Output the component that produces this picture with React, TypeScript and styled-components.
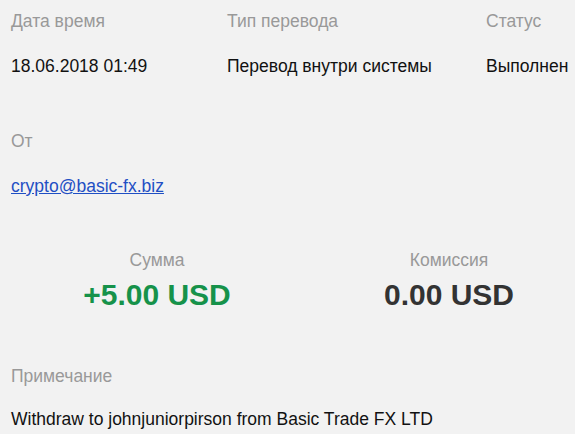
import React from 'react';
import styled, { createGlobalStyle } from 'styled-components';

const GlobalStyle = createGlobalStyle`
    html, body {
        margin: 0;
        padding: 0;
        background: #f2f2f2;
        font-family: "Liberation Sans", Arial, sans-serif;
    }
`;

export default function App() {
    return (
        <Page>
            <GlobalStyle />
            <InfoGrid>
                <Field>
                    <Label>Дата время</Label>
                    <Value>18.06.2018 01:49</Value>
                </Field>
                <Field>
                    <Label>Тип перевода</Label>
                    <Value>Перевод внутри системы</Value>
                </Field>
                <Field>
                    <Label>Статус</Label>
                    <Value>Выполнен</Value>
                </Field>
            </InfoGrid>

            <Field>
                <Label>От</Label>
                <Value><EmailLink href="#">crypto@basic-fx.biz</EmailLink></Value>
            </Field>

            <AmountGrid>
                <AmountBox>
                    <Label>Сумма</Label>
                    <Amount positive>+5.00 USD</Amount>
                </AmountBox>
                <AmountBox>
                    <Label>Комиссия</Label>
                    <Amount>0.00 USD</Amount>
                </AmountBox>
            </AmountGrid>

            <NoteField>
                <Label>Примечание</Label>
                <Value>Withdraw to johnjuniorpirson from Basic Trade FX LTD</Value>
            </NoteField>
        </Page>
    );
}

const Page = styled.div`
    display: flex;
    flex-direction: column;
    gap: 55px;
    padding: 11px 11px 0;
    width: 575px;
    height: 434px;
    box-sizing: border-box;
    overflow: hidden;
    white-space: nowrap;
`;

const InfoGrid = styled.div`
    display: grid;
    grid-template-columns: 216px 259px auto;
`;

const Field = styled.div`
    display: flex;
    flex-direction: column;
    gap: 25px;
`;

const NoteField = styled(Field)`
    gap: 23px;
    margin-top: -1px;
`;

const Label = styled.div`
    font-size: 17.5px;
    line-height: 20px;
    color: #999;
`;

const Value = styled.div`
    font-size: 17.5px;
    line-height: 20px;
    color: #111;
`;

const EmailLink = styled.a`
    color: #1f4fc4;
    text-decoration: underline;
`;

const AmountGrid = styled.div`
    display: grid;
    grid-template-columns: 292px 292px;
    margin-top: -1px;
`;

const AmountBox = styled.div`
    display: flex;
    flex-direction: column;
    align-items: center;
    gap: 8px;
`;

const Amount = styled.div<{ positive?: boolean }>`
    font-size: 30px;
    line-height: 34px;
    font-weight: 700;
    color: ${p => (p.positive ? '#16924a' : '#333')};
`;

» SET TASK
Give again, word for word, every line from the top of the data through the line with "</InfoGrid>", both ends included, and exclude the pictures.

» OUTPUT FOR THIS TASK
Output the component that produces this picture with React, TypeScript and styled-components.
import React from 'react';
import styled, { createGlobalStyle } from 'styled-components';

const GlobalStyle = createGlobalStyle`
    html, body {
        margin: 0;
        padding: 0;
        background: #f2f2f2;
        font-family: "Liberation Sans", Arial, sans-serif;
    }
`;

export default function App() {
    return (
        <Page>
            <GlobalStyle />
            <InfoGrid>
                <Field>
                    <Label>Дата время</Label>
                    <Value>18.06.2018 01:49</Value>
                </Field>
                <Field>
                    <Label>Тип перевода</Label>
                    <Value>Перевод внутри системы</Value>
                </Field>
                <Field>
                    <Label>Статус</Label>
                    <Value>Выполнен</Value>
                </Field>
            </InfoGrid>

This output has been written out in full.